HTTPS is brittle.
HTTP is insecure, but will run forever.
This move will literally kill the old web.
I would hope you could expand on this a bit?
Not OP but:
HTTPS is not secure because it is centralized and it does not protect against MITM.
HTTP is the foundation of our civilization, it will never go away how much certificate sellers try.
But I would go one step further and point out that HTTP can be made secure manually selectively so that you only secure the things that need security!
HTTPS wastes energy by encrypting cat pictures, and we don't have that much cheap energy left!
But don't worry this will not kill HTTP only Mozilla/Chrome. Chromium will always allow adblockers for free and HTTP, because if they remove it, I'll fork it and add it back in, even if it takes 1 day to compile!
If you IP is a cryptographic identifier:
* It cannot be forged
* Anyone can generate a new one on-demand
* Every packet is authenticated, every packet can be encrypted
* TLS becomes redundant
However, the DNS part remains a hard one. How to securely link to websites you have never seen? Pet names seem like a way to do so. Asking users to type IP addresses isn't really an answer, I think, but I don't know if there's a lot of "basic" users who type URLs in nowadays, they all seem to rely on google providing the right website anyway, or the web browser itself.

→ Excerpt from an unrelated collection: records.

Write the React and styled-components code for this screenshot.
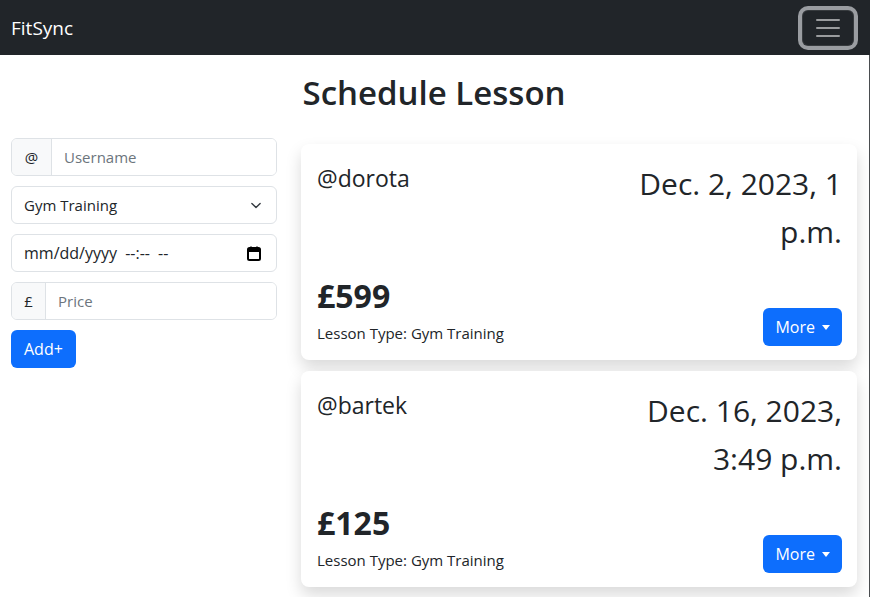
import React from "react";
import styled, { createGlobalStyle } from "styled-components";

const GlobalStyle = createGlobalStyle`
  body {
    margin: 0;
    font-family: "Open Sans", "Liberation Sans", sans-serif;
    color: #212529;
    background: #fff;
  }
  * {
    box-sizing: border-box;
  }
`;

const lessons = [
  {
    id: 1,
    user: "dorota",
    date: "Dec. 2, 2023, 1 p.m.",
    price: 599,
    type: "Gym Training",
  },
  {
    id: 2,
    user: "bartek",
    date: "Dec. 16, 2023, 3:49 p.m.",
    price: 125,
    type: "Gym Training",
  },
];

const App = () => {
  return (
    <>
      <GlobalStyle />
      <Navbar>
        <Brand href="#">FitSync</Brand>
        <Toggler aria-label="Toggle navigation">
          <svg width="28" height="28" viewBox="0 0 28 28">
            <path
              d="M3 6h22M3 14h22M3 22h22"
              stroke="rgba(255,255,255,0.55)"
              strokeWidth="2"
              strokeLinecap="round"
            />
          </svg>
        </Toggler>
      </Navbar>
      <Page>
        <Title>Schedule Lesson</Title>
        <Layout>
          <Form onSubmit={(e) => e.preventDefault()}>
            <InputGroup>
              <Addon $w={40}>@</Addon>
              <Field placeholder="Username" />
            </InputGroup>
            <Select defaultValue="gym">
              <option value="gym">Gym Training</option>
              <option value="yoga">Yoga</option>
            </Select>
            <DateBox>
              <span>mm/dd/yyyy --:-- --</span>
              <svg width="14" height="15" viewBox="0 0 14 15">
                <rect x="1" y="2" width="12" height="12" rx="1.5" fill="none" stroke="#000" strokeWidth="2" />
                <rect x="1" y="2" width="12" height="4" fill="#000" />
                <path d="M4 0.5v2.5M10 0.5v2.5" stroke="#000" strokeWidth="1.6" />
              </svg>
            </DateBox>
            <InputGroup>
              <Addon $w={34}>£</Addon>
              <Field placeholder="Price" />
            </InputGroup>
            <Button type="submit">Add+</Button>
          </Form>
          <Cards>
            {lessons.map((lesson) => {
              const { id, user, date, price, type } = lesson;
              return (
                <Card key={id}>
                  <TopRow>
                    <Username>@{user}</Username>
                    <DateText>{date}</DateText>
                  </TopRow>
                  <BottomRow>
                    <div>
                      <Price>£{price}</Price>
                      <LessonType>Lesson Type: {type}</LessonType>
                    </div>
                    <Button type="button">
                      More <Caret />
                    </Button>
                  </BottomRow>
                </Card>
              );
            })}
          </Cards>
        </Layout>
      </Page>
    </>
  );
};

const Navbar = styled.nav`
  height: 55px;
  background: #212529;
  display: flex;
  align-items: center;
  justify-content: space-between;
  padding: 0 16px 0 11px;
`;

const Brand = styled.a`
  color: #fff;
  font-size: 19px;
  text-decoration: none;
`;

const Toggler = styled.button`
  width: 52px;
  height: 36px;
  display: flex;
  align-items: center;
  justify-content: center;
  background: transparent;
  border: 1px solid rgba(255, 255, 255, 0.1);
  border-radius: 6px;
  box-shadow: 0 0 0 4px #9a9da1;
  padding: 0;
`;

const Page = styled.main`
  border-right: 1px solid #4a4d50;
  min-height: 542px;
  padding: 19px 12px 0 11px;
`;

const Title = styled.h2`
  margin: 0 0 26px;
  text-align: center;
  font-size: 33px;
  font-weight: 600;
  line-height: 38px;
`;

const Layout = styled.div`
  display: grid;
  grid-template-columns: 266px 556px;
  column-gap: 24px;
  align-items: start;
`;

const Form = styled.form`
  display: flex;
  flex-direction: column;
  gap: 10px;
`;

const InputGroup = styled.div`
  display: flex;
  height: 38px;
  border: 1px solid #dee2e6;
  border-radius: 6px;
  overflow: hidden;
`;

const Addon = styled.span`
  width: ${(p) => p.$w}px;
  display: flex;
  align-items: center;
  justify-content: center;
  background: #f8f9fa;
  border-right: 1px solid #dee2e6;
  font-size: 15px;
`;

const Field = styled.input`
  flex: 1;
  min-width: 0;
  border: 0;
  padding: 0 12px;
  font-family: inherit;
  font-size: 15px;
  color: #212529;
  outline: none;
  &::placeholder {
    color: #6c757d;
  }
`;

const Select = styled.select`
  height: 38px;
  border: 1px solid #dee2e6;
  border-radius: 6px;
  padding: 0 36px 0 12px;
  font-family: inherit;
  font-size: 15px;
  color: #212529;
  background: #fff
    url("data:image/svg+xml,%3csvg xmlns='http://www.w3.org/2000/svg' viewBox='0 0 16 16'%3e%3cpath fill='none' stroke='%23343a40' stroke-linecap='round' stroke-linejoin='round' stroke-width='2' d='m2 5 6 6 6-6'/%3e%3c/svg%3e")
    no-repeat right 13px center / 14px 11px;
  appearance: none;
`;

const DateBox = styled.div`
  height: 38px;
  border: 1px solid #dee2e6;
  border-radius: 6px;
  padding: 0 15px 0 12px;
  display: flex;
  align-items: center;
  justify-content: space-between;
  font-size: 16px;
  word-spacing: 4px;
  color: #212529;
`;

const Button = styled.button`
  align-self: ${(p) => (p.type === "submit" ? "flex-start" : "flex-end")};
  height: 38px;
  padding: 0 ${(p) => (p.type === "submit" ? 13 : 12)}px;
  display: inline-flex;
  align-items: center;
  gap: 6px;
  background: #0d6efd;
  color: #fff;
  border: 0;
  border-radius: 6px;
  font-family: inherit;
  font-size: 16px;
`;

const Caret = styled.span`
  display: inline-block;
  border-top: 5px solid #fff;
  border-left: 4px solid transparent;
  border-right: 4px solid transparent;
  margin-left: 1px;
`;

const Cards = styled.div`
  display: flex;
  flex-direction: column;
  gap: 11px;
  padding-top: 6px;
`;

const Card = styled.div`
  height: 216px;
  background: #fff;
  border-radius: 8px;
  box-shadow: 0 8px 16px rgba(0, 0, 0, 0.15);
  padding: 16px 15px 14px 16px;
  display: flex;
  flex-direction: column;
  justify-content: space-between;
`;

const TopRow = styled.div`
  display: flex;
  justify-content: space-between;
  align-items: flex-start;
`;

const Username = styled.div`
  font-size: 23px;
  line-height: 36px;
`;

const DateText = styled.div`
  width: 220px;
  text-align: right;
  font-size: 30px;
  line-height: 48px;
`;

const BottomRow = styled.div`
  display: flex;
  justify-content: space-between;
  align-items: flex-end;
`;

const Price = styled.div`
  font-size: 32px;
  font-weight: 700;
  line-height: 38px;
  margin-bottom: 7px;
`;

const LessonType = styled.div`
  font-size: 15px;
  line-height: 22px;
  margin-bottom: 2px;
`;

export default App;
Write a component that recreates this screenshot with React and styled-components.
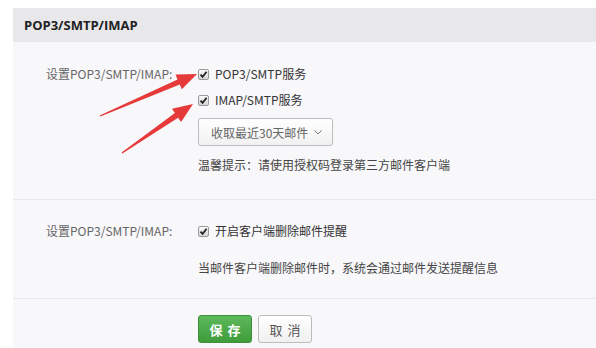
import React from "react";
import styled, { createGlobalStyle } from "styled-components";

const GlobalStyle = createGlobalStyle`
  body {
    margin: 0;
    background: #ffffff;
    font-family: "Noto Sans CJK SC", "Noto Sans", sans-serif;
    font-size: 12px;
    color: #333;
  }
`;

const Page = styled.div`
  position: relative;
  padding: 8px 0 0 13px;
  height: 340px;
  overflow: hidden;
`;

const Panel = styled.div`
  background: #f8f7fa;
  height: 100%;
`;

const Header = styled.div`
  height: 34px;
  line-height: 34px;
  padding-left: 11px;
  background: #e8e7ea;
  font-size: 13px;
  font-weight: bold;
  color: #222;
  font-family: "Open Sans", "Noto Sans CJK SC", sans-serif;
`;

const Section = styled.div`
  padding: ${(p) => p.pad};
  border-bottom: 1px solid #e9e8eb;
`;

const Row = styled.div`
  display: grid;
  grid-template-columns: 152px 1fr;
  padding-left: 33px;
`;

const Label = styled.div`
  color: #666;
  line-height: 20px;
`;

const Options = styled.div`
  display: flex;
  flex-direction: column;
  align-items: flex-start;
  gap: ${(p) => p.gap || 6}px;
`;

const Check = styled.label`
  display: flex;
  align-items: center;
  line-height: 20px;
  color: #333;
`;

const Box = styled.span`
  width: 11px;
  height: 11px;
  box-sizing: border-box;
  margin-right: 6px;
  border: 1px solid #9a9a9a;
  border-radius: 2px;
  background: linear-gradient(#fafafa, #d6d6d6);
  display: flex;
  align-items: center;
  justify-content: center;
`;

const Select = styled.div`
  margin-top: 2px;
  height: 28px;
  box-sizing: border-box;
  padding: 0 10px 0 12px;
  display: flex;
  align-items: center;
  gap: 6px;
  border: 1px solid #bdbdbd;
  border-radius: 3px;
  background: linear-gradient(#ffffff, #f1f1f1);
  color: #666;
`;

const Hint = styled.div`
  margin-top: 3px;
  line-height: 20px;
  color: #444;
`;

const Note = styled.div`
  line-height: 20px;
  color: #444;
`;

const Footer = styled.div`
  padding: 16px 0 0 185px;
  display: flex;
  gap: 6px;
`;

const Button = styled.button`
  width: 54px;
  height: 28px;
  border-radius: 3px;
  font-family: "Noto Sans CJK SC", sans-serif;
  font-size: 13px;
  letter-spacing: 5px;
  padding: 0 0 0 5px;
  border: 1px solid ${(p) => (p.primary ? "#3d8f38" : "#bcbcbc")};
  background: ${(p) =>
    p.primary ? "linear-gradient(#5cb85a, #3f9c3b)" : "linear-gradient(#ffffff, #f0f0f0)"};
  color: ${(p) => (p.primary ? "#fff" : "#555")};
  font-weight: ${(p) => (p.primary ? "bold" : "normal")};
`;

const Overlay = styled.svg`
  position: absolute;
  left: 0;
  top: 0;
  pointer-events: none;
`;

const CheckIcon = () => (
  <svg width="9" height="9" viewBox="0 0 9 9">
    <path d="M1.5 4.6 L3.6 6.8 L7.6 1.8" fill="none" stroke="#222" strokeWidth="1.8" />
  </svg>
);

const Checkbox = ({ children }) => (
  <Check>
    <Box>
      <CheckIcon />
    </Box>
    {children}
  </Check>
);

// tapered annotation arrow, from tail (tx, ty) to tip (hx, hy)
const arrowPoints = (tx, ty, hx, hy) => {
  const dx = hx - tx;
  const dy = hy - ty;
  const len = Math.hypot(dx, dy);
  const ux = dx / len;
  const uy = dy / len;
  const nx = -uy;
  const ny = ux;
  const bx = hx - ux * 20;
  const by = hy - uy * 20;
  const pts = [
    [tx + nx * 0.7, ty + ny * 0.7],
    [bx + nx * 2.8, by + ny * 2.8],
    [bx + nx * 8, by + ny * 8],
    [hx, hy],
    [bx - nx * 8, by - ny * 8],
    [bx - nx * 2.8, by - ny * 2.8],
    [tx - nx * 0.7, ty - ny * 0.7],
  ];
  return pts.map((p) => p.map((v) => v.toFixed(1)).join(",")).join(" ");
};

export default function App() {
  return (
    <>
      <GlobalStyle />
      <Page>
        <Panel>
          <Header>POP3/SMTP/IMAP</Header>
          <Section pad="22px 0 24px">
            <Row>
              <Label>设置POP3/SMTP/IMAP:</Label>
              <Options>
                <Checkbox>POP3/SMTP服务</Checkbox>
                <Checkbox>IMAP/SMTP服务</Checkbox>
                <Select>
                  收取最近30天邮件
                  <svg width="8" height="5" viewBox="0 0 8 5">
                    <path d="M0.5 0.5 L4 4 L7.5 0.5" fill="none" stroke="#777" strokeWidth="1" />
                  </svg>
                </Select>
                <Hint>温馨提示：请使用授权码登录第三方邮件客户端</Hint>
              </Options>
            </Row>
          </Section>
          <Section pad="21px 0 20px">
            <Row>
              <Label>设置POP3/SMTP/IMAP:</Label>
              <Options gap={17}>
                <Checkbox>开启客户端删除邮件提醒</Checkbox>
                <Note>当邮件客户端删除邮件时，系统会通过邮件发送提醒信息</Note>
              </Options>
            </Row>
          </Section>
          <Footer>
            <Button primary>保存</Button>
            <Button>取消</Button>
          </Footer>
        </Panel>
        <Overlay width="596" height="348">
          <polygon points={arrowPoints(100, 116, 197, 74)} fill="#e63a3a" />
          <polygon points={arrowPoints(122, 153, 193, 104)} fill="#e63a3a" />
        </Overlay>
      </Page>
    </>
  );
}
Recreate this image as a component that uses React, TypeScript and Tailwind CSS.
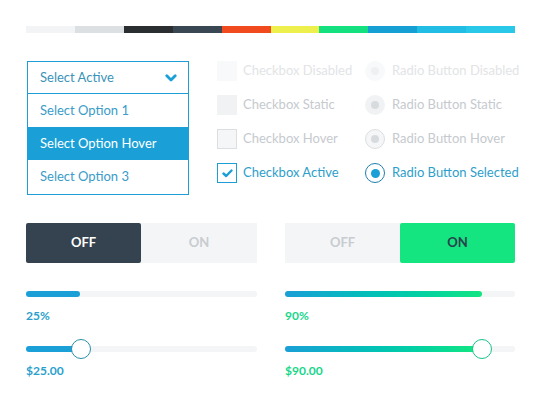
import React from "react";

const barColors = [
  "bg-[#f3f4f5]",
  "bg-[#dde0e3]",
  "bg-[#2b2e30]",
  "bg-[#394752]",
  "bg-[#f24a1f]",
  "bg-[#edef4c]",
  "bg-[#14e07f]",
  "bg-[#159fd2]",
  "bg-[#22bde4]",
  "bg-[#2ac8e8]",
];

function Check() {
  return (
    <svg width="11" height="9" viewBox="0 0 11 9">
      <polyline points="1.5,4.5 4.2,7 9.5,1.5" fill="none" stroke="#1a9fd6" strokeWidth="2.4" strokeLinecap="round" strokeLinejoin="round" />
    </svg>
  );
}

export default function App() {
  return (
    <div className="w-[540px] h-[405px] bg-white pt-[26px] px-[26px] overflow-hidden" style={{ fontFamily: "Lato, 'Open Sans', sans-serif" }}>
      <div className="flex h-[7px] w-[489px]">
        {barColors.map((c, i) => (
          <div key={i} className={`flex-1 ${c}`} />
        ))}
      </div>

      <div className="mt-[28px] flex h-[134px] whitespace-nowrap">
        {/* Dropdown */}
        <div className="ml-[1px] w-[162px] shrink-0 border border-[#1d9fd5] flex flex-col text-[13px] text-[#3a9cc7]">
          <div className="h-[32px] border-b border-[#1d9fd5] flex items-center justify-between pl-[12px] pr-[11px] text-[#3b93b8]">
            <span>Select Active</span>
            <svg width="12" height="8" viewBox="0 0 12 8">
              <polyline points="1.8,1.8 6,6 10.2,1.8" fill="none" stroke="#1a9fd6" strokeWidth="2.8" strokeLinecap="round" strokeLinejoin="round" />
            </svg>
          </div>
          <div className="h-[33px] flex items-center pl-[12px]">Select Option 1</div>
          <div className="h-[33px] flex items-center pl-[12px] bg-[#1a9fd6] text-white">Select Option Hover</div>
          <div className="h-[33px] flex items-center pl-[12px]">Select Option 3</div>
        </div>

        {/* Checkboxes */}
        <div className="ml-[28px] w-[148px] shrink-0 flex flex-col gap-[14px] text-[13px]">
          <div className="flex items-center h-[20px] gap-[6px]">
            <div className="w-[20px] h-[20px] shrink-0 bg-[#f8f9fa]" />
            <span className="text-[#e2e4e6]">Checkbox Disabled</span>
          </div>
          <div className="flex items-center h-[20px] gap-[6px]">
            <div className="w-[20px] h-[20px] shrink-0 bg-[#f1f2f3]" />
            <span className="text-[#c6cace]">Checkbox Static</span>
          </div>
          <div className="flex items-center h-[20px] gap-[6px]">
            <div className="w-[20px] h-[20px] shrink-0 bg-[#f5f6f7] border-[1.5px] border-[#dcdfe2]" />
            <span className="text-[#c6cace]">Checkbox Hover</span>
          </div>
          <div className="flex items-center h-[20px] gap-[6px]">
            <div className="w-[20px] h-[20px] shrink-0 bg-white border-[1.5px] border-[#1d9fd5] flex items-center justify-center">
              <Check />
            </div>
            <span className="text-[#2e9ecb]">Checkbox Active</span>
          </div>
        </div>

        {/* Radios */}
        <div className="flex flex-col gap-[14px] text-[13px]">
          <div className="flex items-center h-[20px] gap-[7px]">
            <div className="w-[20px] h-[20px] shrink-0 rounded-full bg-[#f8f9fa] flex items-center justify-center">
              <div className="w-[8px] h-[8px] rounded-full bg-[#eff0f1]" />
            </div>
            <span className="text-[#e2e4e6]">Radio Button Disabled</span>
          </div>
          <div className="flex items-center h-[20px] gap-[7px]">
            <div className="w-[20px] h-[20px] shrink-0 rounded-full bg-[#f1f2f3] flex items-center justify-center">
              <div className="w-[8px] h-[8px] rounded-full bg-[#d8dbde]" />
            </div>
            <span className="text-[#c6cace]">Radio Button Static</span>
          </div>
          <div className="flex items-center h-[20px] gap-[7px]">
            <div className="w-[20px] h-[20px] shrink-0 rounded-full bg-[#f5f6f7] border-[1.5px] border-[#dcdfe2] flex items-center justify-center">
              <div className="w-[8px] h-[8px] rounded-full bg-[#d8dbde]" />
            </div>
            <span className="text-[#c6cace]">Radio Button Hover</span>
          </div>
          <div className="flex items-center h-[20px] gap-[7px]">
            <div className="w-[20px] h-[20px] shrink-0 rounded-full bg-white border-[1.5px] border-[#1d7fae] flex items-center justify-center">
              <div className="w-[9px] h-[9px] rounded-full bg-[#1a9fd6]" />
            </div>
            <span className="text-[#2e9ecb]">Radio Button Selected</span>
          </div>
        </div>
      </div>

      <div className="mt-[28px] grid grid-cols-[231px_230px] gap-x-[28px] w-[489px]">
        {/* Left column */}
        <div className="flex flex-col">
          <div className="flex h-[40px] text-[13px] font-bold">
            <div className="w-[115px] bg-[#34434f] rounded-[2px] flex items-center justify-center text-white">OFF</div>
            <div className="flex-1 bg-[#f4f5f7] flex items-center justify-center text-[#c8ccd0]">ON</div>
          </div>
          <div className="mt-[28px] h-[6px] rounded-full bg-[#f4f5f6]">
            <div className="h-full w-[54px] rounded-full bg-[#1a9fd6]" />
          </div>
          <div className="mt-[12px] h-[14px] leading-[14px] text-[12px] font-bold text-[#2b9fcc]">25%</div>
          <div className="mt-[16px] h-[20px] relative flex items-center">
            <div className="w-full h-[6px] rounded-full bg-[#f4f5f6]">
              <div className="h-full w-[50px] rounded-full bg-[#1a9fd6]" />
            </div>
            <div className="absolute left-[45px] top-0 w-[20px] h-[20px] rounded-full bg-white border-[1.5px] border-[#2a8ea8]" />
          </div>
          <div className="mt-[5px] h-[14px] leading-[14px] text-[12px] font-bold text-[#2b9fcc]">$25.00</div>
        </div>

        {/* Right column */}
        <div className="flex flex-col">
          <div className="flex h-[40px] text-[13px] font-bold">
            <div className="w-[115px] bg-[#f4f5f7] flex items-center justify-center text-[#c8ccd0]">OFF</div>
            <div className="flex-1 bg-[#14e581] rounded-[2px] flex items-center justify-center text-[#27424a]">ON</div>
          </div>
          <div className="mt-[28px] h-[6px] rounded-full bg-[#f4f5f6]">
            <div className="h-full w-[197px] rounded-full bg-gradient-to-r from-[#1a9fd6] to-[#13e581]" />
          </div>
          <div className="mt-[12px] h-[14px] leading-[14px] text-[12px] font-bold text-[#17d68a]">90%</div>
          <div className="mt-[16px] h-[20px] relative flex items-center">
            <div className="w-full h-[6px] rounded-full bg-[#f4f5f6]">
              <div className="h-full w-[192px] rounded-full bg-gradient-to-r from-[#1a9fd6] to-[#13e581]" />
            </div>
            <div className="absolute left-[187px] top-0 w-[20px] h-[20px] rounded-full bg-white border-[1.5px] border-[#17c487]" />
          </div>
          <div className="mt-[5px] h-[14px] leading-[14px] text-[12px] font-bold text-[#17d68a]">$90.00</div>
        </div>
      </div>
    </div>
  );
}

It's not like DNS is also our single source of trust nowadays, but at least certificate providers are competent enough to make sure names are resolved correctly.
One option would be to make signed DNS records over a DHT: the root authority "." signs "com", "net", etc, that sign "ycombinator", etc. Publish to DHT, hash-indexed.
Of course, point-to-point connections have their weaknesses as well, it might be interesting to migrate to something like beaker browser (html on top of hypercore, formerly DAT, kind of like mutable torrents in a DHT). At the end of the day, the core issue is: migrating users is difficult if the benefits are not immediately obvious.
And yes, massively adopting anything else would litterally "kill the old web", in the protocol sense. In the community or content sense? Not so sure.